Alice Walton said in a letter to Herman that the gift reflected the foundation's appreciation of "the tough decisions that the board of the Arkansas Arts Center has made to sustain this institution during tough economic times." Those tough decisions include firing two full-time employees and cutting senior staff pay by 10 percent.

The Arts Center also announced it will send 26 modern American drawings from its collection to Walton's museum, Crystal Bridges Museum of American Art in Bentonville, to be exhibited next year.

While some may sniff that the gift is infinitesimally smaller than the $1.2 billion (that we know of) that the foundation has given Crystal Bridges, the announcement brought much applause from those at the meeting. The Arts Center does not look cross-eyed at gifts of $100,000; the sum is greatly welcome at an institution that had an operating deficit of $500,000 in fiscal year 2011-12. Thanks to the Arts Center Foundation's gift of $2.2 million to cover the Arts Center's debt (from money borrowed to keep the Arts Center afloat during the "World of the Pharaohs" exhibition) and a gift from the Henry Luce Foundation to pay for two new curators, the Arts Center ended cash in the bank, but it would have been in hot water without those dollars.

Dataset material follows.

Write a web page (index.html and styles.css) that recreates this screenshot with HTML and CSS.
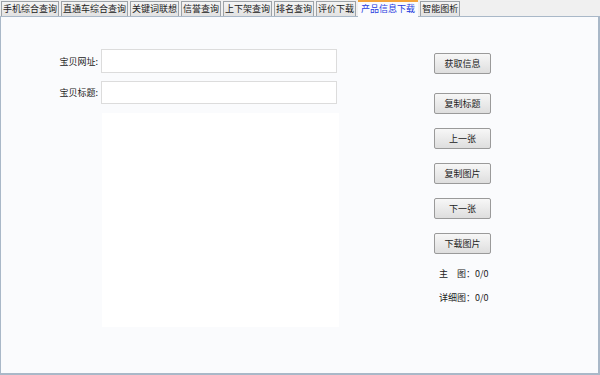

With the Luce money and a gift from an anonymous donor, the Arts Center has hired two curators: Brian Lang, who comes from Herman's former employer the Columbia Museum of Art in Columbia, S.C., and who will be curator of contemporary craft, and Ann Wagner, formerly of the prints and drawings department of the National Gallery in Washington, D.C., is curator of drawings.

The public nature of the Arts Center is tough for the board, which pre-Pharaohs formerly operated without much scrutiny, because it opens its business to public inspection. However, the event emphasized the city's connection to the Arts Center: Mayor Mark Stodola handed out plaques of appreciation to retiring members of the board of directors and board president Chucki Bradbury made a point of noting that the building — which is expensive to maintain, especially this year, when the Arts Center had to buy new boilers — is owned by the city. The building needs a back-up generator, Bradbury said, and the board is now trying to raise money to buy one.

Because of the sales tax increase approved in Little Rock last year, the city was able to increase its giving to the Arts Center to $250,000 from $100,000. (It ought to be giving even more, as it did in the past, because of the Arts Center's position as the largest arts and arts education institution in Central Arkansas, which makes Little Rock a more attractive place to live and do business.)